La dignidad de la mujer

El Evangelio de (Mt 5,27-32) dice estas palabras de Cristo: “El que mira a una mujer casada deseándola, ya ha sido adúltero con ella en su interior” y “el que se divorcie de su mujer, la induce al adulterio”. Esto nos debería llevar a rezar por las mujeres descartadas, por las mujeres usadas, por las chicas que deben vender su dignidad para conseguir un puesto de trabajo.


La mujer es lo que les falta a todos los hombres para llegar a ser imagen y semejanza de Dios. Jesús pronuncia palabras fuertes, radicales, que cambian la historia, porque hasta aquel momento la mujer era de segunda clase, por decirlo con un eufemismo, ¡era esclava!, no gozaba ni siquiera de plena libertad. Y la doctrina de Jesús sobre la mujer cambia la historia: una cosa es la mujer antes de Cristo, y otra la mujer después de Cristo. Jesús dignifica la mujer y la pone al mismo nivel que el hombre, porque retoma las primeras palabras del Creador: los dos son imagen y semejanza de Dios, los dos; no primero el hombre y luego, un poco más abajo la mujer. ¡No, los dos! El hombre sin la mujer al lado –ya sea como madre, como hermana, como esposa, como compañera de trabajo, como amiga–, ¡ese hombre solo no es imagen de Dios!


En los programas de televisión, en las revistas y periódicos se muestra a las mujeres como objeto de deseo, de consumo, como en un supermercado. La mujer, quizá por vender “cierto tipo de tomates”, se convierte en un objeto, humillada, sin vestir, tirando por tierra la enseñanza de Jesús, que la dignificó.
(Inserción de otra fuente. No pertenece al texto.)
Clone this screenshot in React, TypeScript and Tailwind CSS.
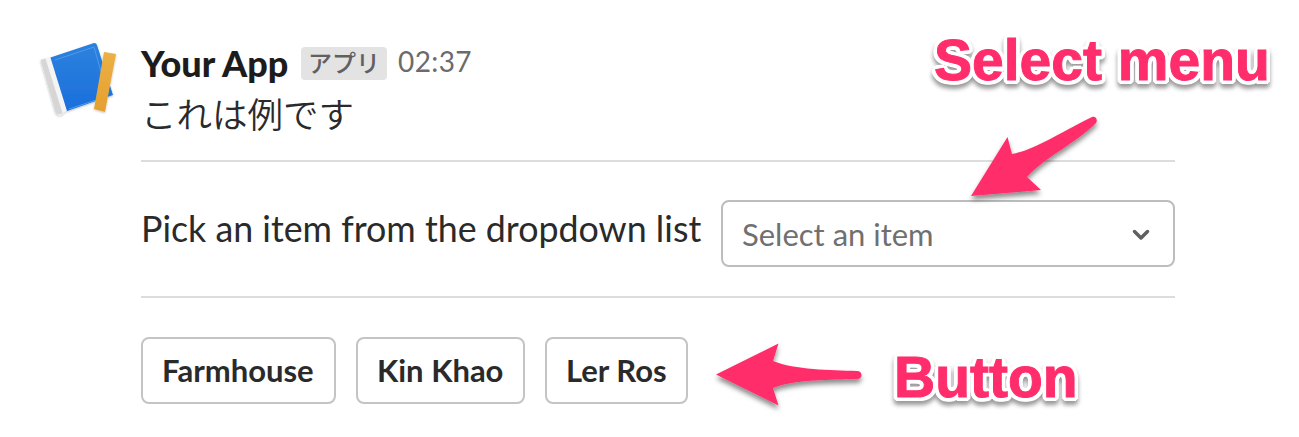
import React from "react";

function AppAvatar() {
  return (
    <svg className="h-[84px] w-[84px] shrink-0" viewBox="0 0 84 84" aria-hidden="true">
      <defs>
        <linearGradient id="cover" x1="0" y1="0" x2="0" y2="1">
          <stop offset="0" stopColor="#2d82dc" />
          <stop offset="1" stopColor="#1a6fdd" />
        </linearGradient>
        <linearGradient id="ruler" x1="0" y1="0" x2="0" y2="1">
          <stop offset="0" stopColor="#ecb045" />
          <stop offset="1" stopColor="#e5a02f" />
        </linearGradient>
        <filter id="soft" x="-20%" y="-20%" width="140%" height="140%">
          <feDropShadow dx="0" dy="1" stdDeviation="1.200" floodColor="#000" floodOpacity="0.25" />
        </filter>
      </defs>
      <g filter="url(#soft)">
        <path d="M3.500 22 L13 19 L30 72 L24 77 Q20 78 18 73 Z" fill="#f4f4f4" />
        <path d="M3.500 22 L8.500 20.500 L25.500 75 Q20 79 18 73 Z" fill="#d6d6d6" />
        <path d="M13.500 19.500 L57 5 Q59 4.500 60 7 L76 57 L30 73 Z" fill="url(#cover)" />
        <path d="M18 22 L57 9 L70 55" fill="none" stroke="#4b9aee" strokeWidth="1" />
        <path d="M32 71 L62 61" fill="none" stroke="#4b9aee" strokeWidth="1" />
        <path d="M67 14 L79 16 L68 74 L57 71 Z" fill="url(#ruler)" />
      </g>
    </svg>
  );
}

function ActionButton({ label, className }: { label: string; className: string }) {
  return (
    <button
      className={`flex h-[67px] items-center rounded-[8px] border-2 border-[#c4c4c4] bg-white pl-[19px] font-['Lato',sans-serif] text-[31px] leading-none font-bold whitespace-nowrap text-[#2b2a2b] ${className}`}
    >
      <span>{label}</span>
    </button>
  );
}

function Arrows() {
  return (
    <svg className="pointer-events-none absolute inset-0 h-[437px] w-[1299px]" viewBox="0 0 1299 437" aria-hidden="true">
      <defs>
        <filter id="arrow-shadow" x="-20%" y="-20%" width="140%" height="150%">
          <feDropShadow dx="0" dy="4" stdDeviation="2.500" floodColor="#000" floodOpacity="0.45" />
        </filter>
      </defs>
      <g fill="#ff2d6b" filter="url(#arrow-shadow)">
        <path d="M971 196 L1007.500 137 L1012 154 C1034 150 1056 135 1092 117 C1096 116 1098 120 1096 123 C1076 143 1044 158 1027 177 L1041 190 Z" />
        <path d="M716 374.500 L778.500 343.500 L773 361 C795 370 830 370 857 371 C863 371 863 379 857 379 C830 380 795 379 773 388 L778.500 405.500 Z" />
      </g>
    </svg>
  );
}

function Callout({ text, className }: { text: string; className: string }) {
  return (
    <span
      className={`absolute font-['Liberation_Sans',sans-serif] text-[57px] leading-none font-bold whitespace-nowrap text-[#ff2d6b] [-webkit-text-stroke:1px_#ff2d6b] drop-shadow-[0_4px_2px_rgba(0,0,0,0.4)] [text-shadow:4px_0_0_#fff,-4px_0_0_#fff,0_4px_0_#fff,0_-4px_0_#fff,3px_3px_0_#fff,-3px_3px_0_#fff,3px_-3px_0_#fff,-3px_-3px_0_#fff,2px_4px_0_#fff,-2px_4px_0_#fff,4px_2px_0_#fff,-4px_2px_0_#fff,2px_0_0_#fff,-2px_0_0_#fff] ${className}`}
    >
      {text}
    </span>
  );
}

export default function App() {
  return (
    <main className="relative flex h-[437px] w-[1299px] overflow-hidden bg-white pt-[38px] pl-[37px] font-['Lato','Noto_Sans_CJK_JP',sans-serif] text-[#2b2a2b]">
      <AppAvatar />
      <section className="ml-[20px] flex w-[1034px] flex-col">
        <header className="flex h-[50px] items-center">
          <span className="w-[160px] text-[36px] leading-[50px] font-black whitespace-nowrap text-[#1d1c1d]">Your App</span>
          <span className="flex h-[33px] w-[86px] items-center justify-center rounded-[4px] bg-[#e3e3e3] pb-[2px] font-['Noto_Sans_CJK_JP',sans-serif] text-[24px] leading-none font-medium text-[#616061]">アプリ</span>
          <time className="-mt-[4px] ml-[11px] text-[28px] leading-none tracking-[0.4px] whitespace-nowrap text-[#6c6b6c]">02:37</time>
        </header>
        <p className="h-[72px] font-['Noto_Sans_CJK_JP',sans-serif] text-[35.5px] leading-[50px] font-[350]">これは例です</p>
        <hr className="h-[2px] border-0 bg-[#dddddd]" />
        <div className="flex h-[134px] items-center justify-between">
          <span className="pb-px text-[35.8px] leading-none whitespace-nowrap">Pick an item from the dropdown list</span>
          <button className="mt-[9px] flex h-[67px] w-[454px] items-center justify-between rounded-[8px] border-2 border-[#bdbdbd] bg-white pr-[22px] pl-[19px] text-[31px] leading-none text-[#707070]">
            <span className="pt-[2px]">Select an item</span>
            <svg className="mt-[2px] h-[12px] w-[20px]" viewBox="0 0 20 12" fill="none" stroke="#616061" strokeWidth="3.500" strokeLinecap="round" strokeLinejoin="round" aria-hidden="true">
              <path d="M3.500 2.500 L10 9 L16.500 2.500" />
            </svg>
          </button>
        </div>
        <hr className="h-[2px] border-0 bg-[#dddddd]" />
        <div className="flex gap-[20px] pt-[39px]">
          <ActionButton label="Farmhouse" className="w-[195px]" />
          <ActionButton label="Kin Khao" className="w-[169px] pl-[17px]" />
          <ActionButton label="Ler Ros" className="w-[143px] pl-[18px]" />
        </div>
      </section>
      <Arrows />
      <Callout text="Select menu" className="top-[32px] left-[934px]" />
      <Callout text="Button" className="top-[349px] left-[894px]" />
    </main>
  );
}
Y no hay que ir muy lejos: sucede aquí donde vivimos: en las oficinas, en las empresas, las mujeres son objeto de esa filosofía de usar y tirar, como material de descarte… ¡Parece que no sean ni personas! Eso es un pecado contra Dios Creador –rechazar a la mujer–, porque sin ella los varones no podemos ser imagen y semejanza de Dios. Hay un ataque contra la mujer, un ataque furibundo, aunque no se diga… ¿Cuántas veces las chicas, para obtener un puesto de trabajo, deben venderse como objeto de usar y tirar? ¿Cuántas veces? “Sí, padre he oído que en tal país…”. ¡Aquí en Roma! ¡No vayas tan lejos! ¿Qué veríamos si diésemos una vuelta de noche por ciertos sitios de la ciudad, donde tantas mujeres, inmigrantes y no inmigrantes, son explotadas como en un mercado? A esas mujeres, los hombres no se les acercan para decirles “¡Buenas noches!”, sino “¿Cuánto cuestas?”. Y a quien se lava la conciencia llamándolas prostitutas, les digo: “Tú la has hecho prostituta”, como dice Jesús: “Quien la repudia la expone al adulterio”, porque si no tratas bien a la mujer, acaba así: explotada, esclava, tantas veces.


Será bueno, pues, mirar a esas mujeres y pensar que, ante nuestra libertad, ellas son esclavas de ese pensamiento del descarte. Todo esto pasa aquí, en Roma, y en cualquier ciudad: las mujeres anónimas, esas mujeres –podemos decir– “sin mirada”, porque la vergüenza les tapa la mirada; mujeres que no saben reír y muchas no conocen la alegría de criar y oírse llamar “mamá”. También en la vida ordinaria, sin ir a esos sitios, ese pésimo pensamiento de rechazar a la mujer, la convierte en objeto de segunda clase. Deberíamos pensarlo mejor. Porque, cayendo en ese pensamiento, despreciamos la imagen de Dios, que hizo juntos al hombre y a la mujer a su imagen y semejanza. Que este pasaje del Evangelio nos ayude a pensar en el mercado de mujeres, mercado, sí, la trata, la explotación que se ve; y también en el que no se ve, el que se hace y no se ve. ¡Se pisotea a la mujer por ser mujer! Pero Jesús tuvo una madre, y tuvo tantas amigas que le seguían para ayudarle en su ministerio y apoyarle. Y encontró a muchas mujeres despreciadas, marginadas, descartadas, a las que levantó con tanta ternura, devolviéndoles su dignidad.